Free speech was swell when it was just a few early Americans talking amongst themselves, their flintlocks leaning in the corner as they debated the fine points of the Federalist Papers. Other than the threat of being hauled up for sedition, those were the days. Then along came Lenny Bruce, George Carlin, Larry Flint, the ACLU, 24-hour cable, and the Circus Maximus of the Internet. Not only can anybody say and show anything – and you know what I mean by anything – but people all over the world are tuning in.

Free listening is the flip side of free speech. It is about 200 years younger than the First Amendment. I’d date its birth to 1987, when Moscow stopped jamming the Voice of America and other external broadcasters. Free societies don’t jam. They let the marketplace of ideas decide, as John Stuart Mill said they should. They trust their people, even when they say and do jerky things. North Korea, China, Iran, and a few other countries still don’t allow unfettered
access to the Internet, but most of the world is clicking, watching, and listening.

A couple of decades ago, when the Internet was only a clunky tool for swapping scientific information, the four news networks – ABC, NBC, CBS, and CNN (Fox News was a latecomer, born in 1996) – could simply ignore the likes of the Rev. Terry Jones or other incendiary characters. Even if he had lit his bonfire, no one in Khandahar or Kashmir would have seen it. An insulting cartoon of Muhammad in a Dutch newspaper might have prompted outcry in Holland and could have sparked demonstrations abroad, but passions would have cooled with time and distance.

To be sure, a high-profile event such as publication of Salman Rushdie’s book “The Satanic Verses” in 1988 so outraged hard-line Muslims that the Ayatollah Khomeini issued a fatwa against the novelist. That was a clear sign that the West was no longer talking amongst itself. For better or worse, free speech now takes place in a global fishbowl. Whether you love the US Constitution is unnecessary. You can listen, even if you live where you dare not speak.

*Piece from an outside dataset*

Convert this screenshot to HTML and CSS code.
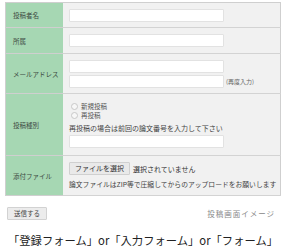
FILE: index.html
```html
<!DOCTYPE html>
<html lang="ja">
<head>
<meta charset="utf-8">
<link rel="stylesheet" href="styles.css">
</head>
<body>
<table class="form-table">
  <tr class="r1">
    <th>投稿者名</th>
    <td><span class="input"></span></td>
  </tr>
  <tr class="r2">
    <th>所属</th>
    <td><span class="input"></span></td>
  </tr>
  <tr class="r3">
    <th>メールアドレス</th>
    <td>
      <div class="stack">
        <span class="input"></span>
        <div class="line"><span class="input"></span><span class="note">(再度入力)</span></div>
      </div>
    </td>
  </tr>
  <tr class="r4">
    <th>投稿種別</th>
    <td>
      <div class="radio"><span class="dot"></span>新規投稿</div>
      <div class="radio"><span class="dot"></span>再投稿</div>
      <div class="hint">再投稿の場合は前回の論文番号を入力して下さい</div>
      <span class="input"></span>
    </td>
  </tr>
  <tr class="r5">
    <th>添付ファイル</th>
    <td>
      <div class="file"><span class="file-btn">ファイルを選択</span><span class="file-none">選択されていません</span></div>
      <div class="hint2">論文ファイルはZIP等で圧縮してからのアップロードをお願いします</div>
    </td>
  </tr>
</table>
<div class="actions">
  <span class="submit">送信する</span>
  <span class="img-cap">投稿画面イメージ</span>
</div>
<p class="caption">「登録フォーム」or「入力フォーム」or「フォーム」</p>
</body>
</html>
```
FILE: styles.css
```css
html, body {
  margin: 0;
  padding: 0;
  background: #fff;
}
body {
  font-family: "Noto Sans CJK JP", "Noto Sans", sans-serif;
  color: #333;
}
.form-table {
  margin: 2px 0 0 5px;
  width: 276px;
  border-collapse: collapse;
  table-layout: fixed;
  border: 1px solid #cfcfcf;
}
.form-table th {
  width: 50px;
  background: #a6d7b3;
  text-align: left;
  font-weight: normal;
  font-size: 6.5px;
  color: #3d4a42;
  padding: 0 0 0 7px;
  border-bottom: 1px solid #cfcfcf;
  vertical-align: middle;
}
.form-table td {
  background: #f1f1f1;
  padding: 0 0 0 6px;
  border-bottom: 1px solid #d3d3d3;
  vertical-align: middle;
  font-size: 7px;
  color: #444;
}
.r1 { height: 25px; }
.r2 { height: 26px; }
.r3 { height: 40px; }
.r4 { height: 62px; }
.r5 { height: 40px; }
.input {
  display: block;
  width: 153px;
  height: 11px;
  background: #fff;
  border: 1px solid #e2e2e2;
  border-radius: 1px;
}
.stack {
  display: flex;
  flex-direction: column;
  gap: 2px;
}
.line {
  display: flex;
  align-items: center;
  gap: 2px;
}
.note {
  font-size: 6px;
  color: #666;
}
.r4 td {
  vertical-align: top;
  padding-top: 8px;
}
.radio {
  display: flex;
  align-items: center;
  gap: 3px;
  height: 9px;
  margin-left: 2px;
  font-size: 6.5px;
  color: #555;
  line-height: 9px;
}
.dot {
  width: 5px;
  height: 5px;
  border-radius: 50%;
  border: 1px solid #c8c8c8;
  background: #f7f7f7;
}
.hint {
  margin-top: 3px;
  font-size: 7px;
  line-height: 10px;
  color: #444;
  white-space: nowrap;
}
.r4 .input {
  margin-top: 2px;
}
.file {
  display: flex;
  align-items: center;
  gap: 3px;
  font-size: 7px;
}
.file-btn {
  display: inline-block;
  height: 11px;
  line-height: 11px;
  padding: 0 5px;
  background: #e9e9e9;
  border: 1px solid #d0d0d0;
  border-radius: 1px;
  color: #333;
}
.file-none {
  color: #333;
}
.hint2 {
  margin-top: 5px;
  font-size: 6.8px;
  line-height: 9px;
  color: #444;
  white-space: nowrap;
}
.actions {
  display: flex;
  justify-content: space-between;
  align-items: center;
  margin: 11px 13px 0 7px;
}
.submit {
  display: inline-block;
  height: 11px;
  line-height: 11px;
  padding: 0 6px;
  font-size: 6.5px;
  color: #444;
  background: #ececec;
  border: 1px solid #d2d2d2;
  border-radius: 1px;
}
.img-cap {
  font-family: "Noto Sans CJK JP", serif;
  font-size: 7.5px;
  letter-spacing: 1px;
  color: #888;
}
.caption {
  margin: 13px 0 0 8px;
  font-size: 11.3px;
  line-height: 14px;
  color: #222;
  white-space: nowrap;
}
```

The fishbowl’s big minus is the potential inflaming of public opinion in parts of the world that don’t agree that anything can be said. The threat of far-off violence can chill public discourse. The big plus is that the rest of the world is now part of a global conversation that once only took place in the West. At the least, the rest of the world can help crowd-source and fact-check.

I used to be a foreign correspondent. I hope you will trust me when I say I was scrupulous about sourcing. I know that is an act of faith on your part, so thank you. The thing is, being truthful wasn’t absolutely necessary for journalists in the old days. If a quote was shaded, several sources conflated, or events embroidered – well, read Evelyn Waugh’s “Scoop” or Ben Hecht’s “The Front Page” and you’ll know that my profession has had plenty of corner-cutters and fact-enhancers in the ranks. The Jayson Blair affair at The New York Times and the Jack Kelley scandal at USA Today are recent real-world examples.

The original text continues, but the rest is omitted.